4.2 In regards to debt cancellation, these conditions
also cause serious delays. In the decade since the HIPC scheme
was established, only 20 countries have completed it and had debts
cancelled. Of the nine now going through the process, five entered
the process more than five years ago, and most have had debt relief
suspended during this time because of failure to meet controversial
IMF economic targets. In that time they have between them paid
out nearly $1 billion in debt payments to the rich world, and
in all but one case have been spending more on debt than on health.[63]
The major cause of delays is the IMF-directed conditions about
how to run the economy, which are themselves contentious.
4.3 The UK government has stated its opposition to conditions
on privatisation and trade liberalisation, and we welcome this
commitment. However, most debt cancellation is delivered multilaterally,
through the HIPC scheme, and is subject to conditionality from
the international financial institutions, including privatisation
and liberalisation conditions. Countries reaching decision point
in HIPC now, or already at decision point but embarking on new
PRGF programmes, are still having debt cancellation made conditional
on implementation of specific economic policy conditions, including
privatisation. Burundi, for instance, which entered HIPC in August
2005, has to comply with conditions requiring both privatisation
and trade liberalisation in order to complete the scheme and get
debt cancellation. We look to the UK to take a strong stance in
opposing such conditions.
4.4 In this context, we very much welcomed the Secretary
of State's statement that he will withhold £50 million from
the World Bank until there is evidence of reform of conditions.
We look forward to hearing more detail about the terms of this
decision, and hope he will use the negotiations over the IDA-15
replenishment as an opportunity to exert further pressure.
4.5 The UK MDRI (separate from the international MDRI)
offers debt relief to non-HIPC IDA-only countries with a PRSC,
which is taken as a measure of "robust financial expenditure
management". We have already expressed our concern to HMG
that a PRSC is not a suitable measure of public expenditure management,
as it also requires countries to comply with policy conditions
including privatisation.[64]
We have been informed that DFID shares this concern, and is looking
at alternatives such as the new PEFA (Public Expenditure Financial
Accountability) measure being developed by the World Bank and
others.

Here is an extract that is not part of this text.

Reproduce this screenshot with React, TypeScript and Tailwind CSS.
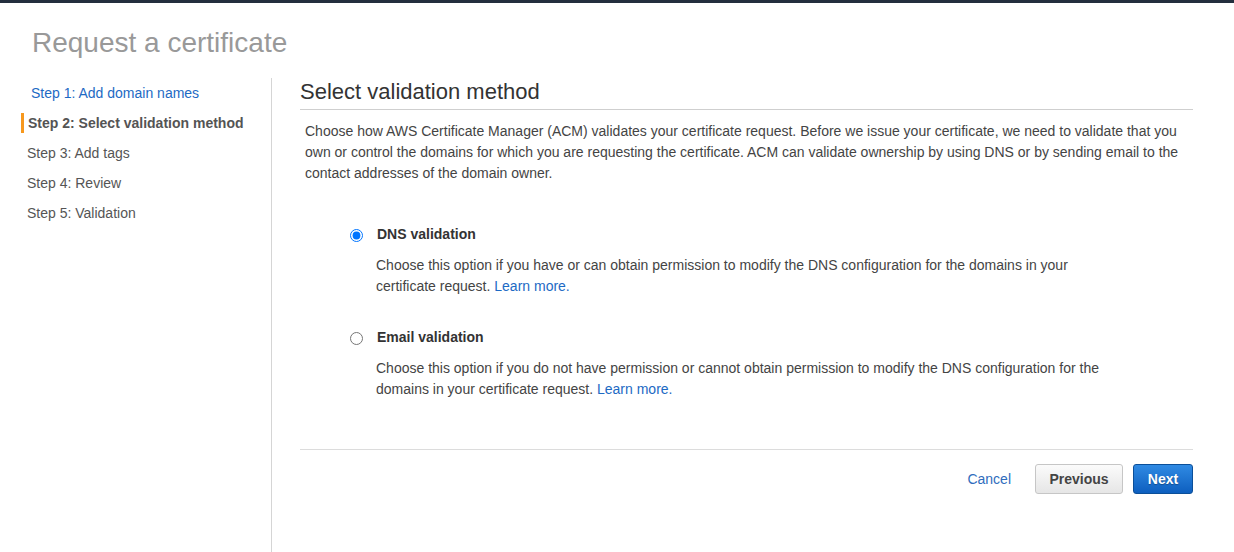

However, the UK MDRI was introduced two years now without
progress on this: we are concerned at the continuing lack of a
measure of public expenditure management which has the agreement
of civil society in the relevant countries and which is not included
as part of a programme of policy conditions. We urge the UK to
pursue this urgently.
Questions:
What "evidence of reform" of conditionality will be sufficient for the UK to release the £50 million currently being withheld from the World Bank?
How does the UK intend to use the IDA-15 replenishment to secure further progress towards ending economic policy conditionality?
What is current progress with finding an alternative measure of public financial management to ensure that countries can benefit from the UK MDRI without the requirement to have in place a PRSC?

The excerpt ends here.